EXERCISE AIM: Restate the material word for word and leave out anything that is a picture.

DATASET CONTENT:

• • • • • • •

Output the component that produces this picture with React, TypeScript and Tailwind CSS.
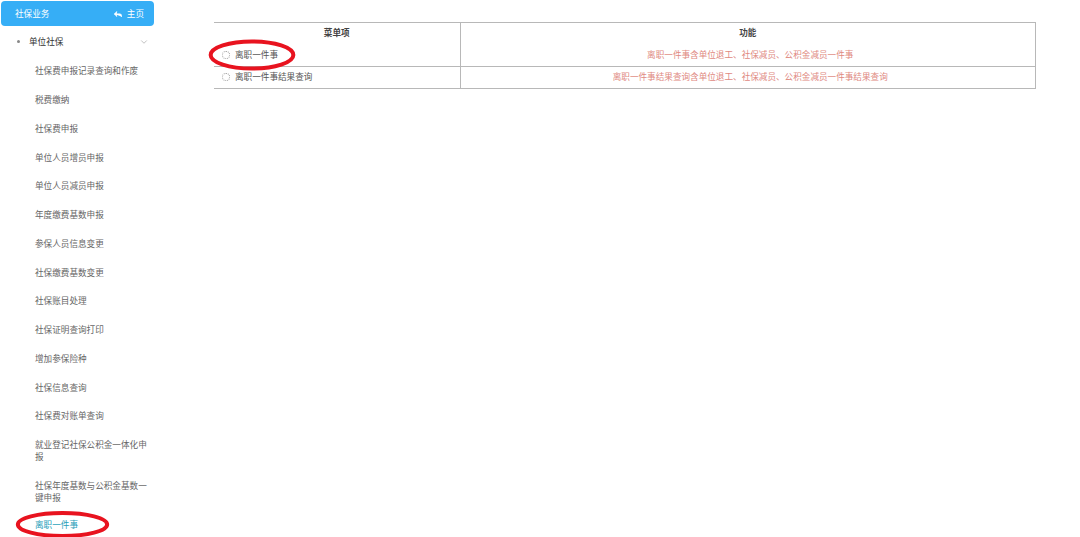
import { Reply, ChevronDown } from 'lucide-react';

const menuItems = [
  '社保费申报记录查询和作废',
  '税费缴纳',
  '社保费申报',
  '单位人员增员申报',
  '单位人员减员申报',
  '年度缴费基数申报',
  '参保人员信息变更',
  '社保缴费基数变更',
  '社保账目处理',
  '社保证明查询打印',
  '增加参保险种',
  '社保信息查询',
  '社保费对账单查询',
  '就业登记社保公积金一体化申报',
  '社保年度基数与公积金基数一键申报',
];

const rows = [
  { name: '离职一件事', desc: '离职一件事含单位退工、社保减员、公积金减员一件事' },
  { name: '离职一件事结果查询', desc: '离职一件事结果查询含单位退工、社保减员、公积金减员一件事结果查询' },
];

// hand drawn red marker rings on top of the screenshot
const RedRing = ({ className }: { className: string }) => (
  <svg className={className} viewBox="0 0 100 40" preserveAspectRatio="none" fill="none">
    <ellipse cx="50" cy="20" rx="47" ry="17" stroke="#e8131f" strokeWidth="4" vectorEffect="non-scaling-stroke" />
  </svg>
);

const Sidebar = () => (
  <aside className="w-[153px] ml-px shrink-0">
    <div className="h-[25px] mt-px pt-px bg-[#36aef6] rounded-sm flex items-center justify-between pl-[14px] pr-[10px] text-white">
      <span>社保业务</span>
      <span className="flex items-center gap-[4px]">
        <Reply className="w-[10px] h-[10px]" fill="white" strokeWidth={2.5} />
        主页
      </span>
    </div>
    <div className="h-[31px] pt-px flex items-center justify-between pl-[16px] pr-[5px] text-[#333]">
      <span className="flex items-center gap-[9px]">
        <span className="w-[3px] h-[3px] rounded-full bg-[#888]" />
        单位社保
      </span>
      <ChevronDown className="w-[10px] h-[10px] text-[#888]" strokeWidth={1.25} />
    </div>
    <ul className="text-[#666]">
      {menuItems.map((item) => (
        <li key={item} className="pl-[34px] pr-[5px] py-[8.375px] leading-[12px]">
          {item}
        </li>
      ))}
      <li className="pl-[34px] py-[7px] leading-[12px] text-[#1e9db8]">离职一件事</li>
    </ul>
  </aside>
);

export default function App() {
  return (
    <div className="relative h-[537px] w-[1080px] overflow-hidden bg-white text-[8.6px] font-['Liberation_Sans','Noto_Sans_CJK_SC',sans-serif]">
      <div className="flex">
        <Sidebar />
        <main className="ml-[60px] mt-[22px] w-[822px]">
          <table className="w-full table-fixed border-collapse border-t border-b border-r border-[#b8b8b8]">
            <thead>
              <tr className="h-[22px] text-[#444] font-bold">
                <th className="w-[246px] border-r border-[#b8b8b8] font-bold">菜单项</th>
                <th className="font-bold">功能</th>
              </tr>
            </thead>
            <tbody>
              {rows.map((row, i) => (
                <tr key={row.name} className={i === 0 ? 'h-[22px] border-b border-[#b8b8b8]' : 'h-[22px]'}>
                  <td className="border-r border-[#b8b8b8] pl-[8px] text-[#555]">
                    <span className="flex items-center gap-[5px]">
                      <span className="w-[8px] h-[8px] rounded-full border border-dotted border-[#999]" />
                      {row.name}
                    </span>
                  </td>
                  <td className="pl-[5px] text-center text-[#e0897f]">{row.desc}</td>
                </tr>
              ))}
            </tbody>
          </table>
        </main>
      </div>
      <RedRing className="absolute left-[208px] top-[39px] w-[88px] h-[32px]" />
      <RedRing className="absolute left-[15px] top-[511px] w-[95px] h-[27px]" />
    </div>
  );
}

• • • • • • •

TASK RESULT:
Output the component that produces this picture with React, TypeScript and Tailwind CSS.
import { Reply, ChevronDown } from 'lucide-react';

const menuItems = [
  '社保费申报记录查询和作废',
  '税费缴纳',
  '社保费申报',
  '单位人员增员申报',
  '单位人员减员申报',
  '年度缴费基数申报',
  '参保人员信息变更',
  '社保缴费基数变更',
  '社保账目处理',
  '社保证明查询打印',
  '增加参保险种',
  '社保信息查询',
  '社保费对账单查询',
  '就业登记社保公积金一体化申报',
  '社保年度基数与公积金基数一键申报',
];

const rows = [
  { name: '离职一件事', desc: '离职一件事含单位退工、社保减员、公积金减员一件事' },
  { name: '离职一件事结果查询', desc: '离职一件事结果查询含单位退工、社保减员、公积金减员一件事结果查询' },
];

// hand drawn red marker rings on top of the screenshot
const RedRing = ({ className }: { className: string }) => (
  <svg className={className} viewBox="0 0 100 40" preserveAspectRatio="none" fill="none">
    <ellipse cx="50" cy="20" rx="47" ry="17" stroke="#e8131f" strokeWidth="4" vectorEffect="non-scaling-stroke" />
  </svg>
);

const Sidebar = () => (
  <aside className="w-[153px] ml-px shrink-0">
    <div className="h-[25px] mt-px pt-px bg-[#36aef6] rounded-sm flex items-center justify-between pl-[14px] pr-[10px] text-white">
      <span>社保业务</span>
      <span className="flex items-center gap-[4px]">
        <Reply className="w-[10px] h-[10px]" fill="white" strokeWidth={2.5} />
        主页
      </span>
    </div>
    <div className="h-[31px] pt-px flex items-center justify-between pl-[16px] pr-[5px] text-[#333]">
      <span className="flex items-center gap-[9px]">
        <span className="w-[3px] h-[3px] rounded-full bg-[#888]" />
        单位社保
      </span>
      <ChevronDown className="w-[10px] h-[10px] text-[#888]" strokeWidth={1.25} />
    </div>
    <ul className="text-[#666]">
      {menuItems.map((item) => (
        <li key={item} className="pl-[34px] pr-[5px] py-[8.375px] leading-[12px]">
          {item}
        </li>
      ))}
      <li className="pl-[34px] py-[7px] leading-[12px] text-[#1e9db8]">离职一件事</li>
    </ul>
  </aside>
);

export default function App() {
  return (
    <div className="relative h-[537px] w-[1080px] overflow-hidden bg-white text-[8.6px] font-['Liberation_Sans','Noto_Sans_CJK_SC',sans-serif]">
      <div className="flex">
        <Sidebar />
        <main className="ml-[60px] mt-[22px] w-[822px]">
          <table className="w-full table-fixed border-collapse border-t border-b border-r border-[#b8b8b8]">
            <thead>
              <tr className="h-[22px] text-[#444] font-bold">
                <th className="w-[246px] border-r border-[#b8b8b8] font-bold">菜单项</th>
                <th className="font-bold">功能</th>
              </tr>
            </thead>
            <tbody>
              {rows.map((row, i) => (
                <tr key={row.name} className={i === 0 ? 'h-[22px] border-b border-[#b8b8b8]' : 'h-[22px]'}>
                  <td className="border-r border-[#b8b8b8] pl-[8px] text-[#555]">
                    <span className="flex items-center gap-[5px]">
                      <span className="w-[8px] h-[8px] rounded-full border border-dotted border-[#999]" />
                      {row.name}
                    </span>
                  </td>
                  <td className="pl-[5px] text-center text-[#e0897f]">{row.desc}</td>
                </tr>
              ))}
            </tbody>
          </table>
        </main>
      </div>
      <RedRing className="absolute left-[208px] top-[39px] w-[88px] h-[32px]" />
      <RedRing className="absolute left-[15px] top-[511px] w-[95px] h-[27px]" />
    </div>
  );
}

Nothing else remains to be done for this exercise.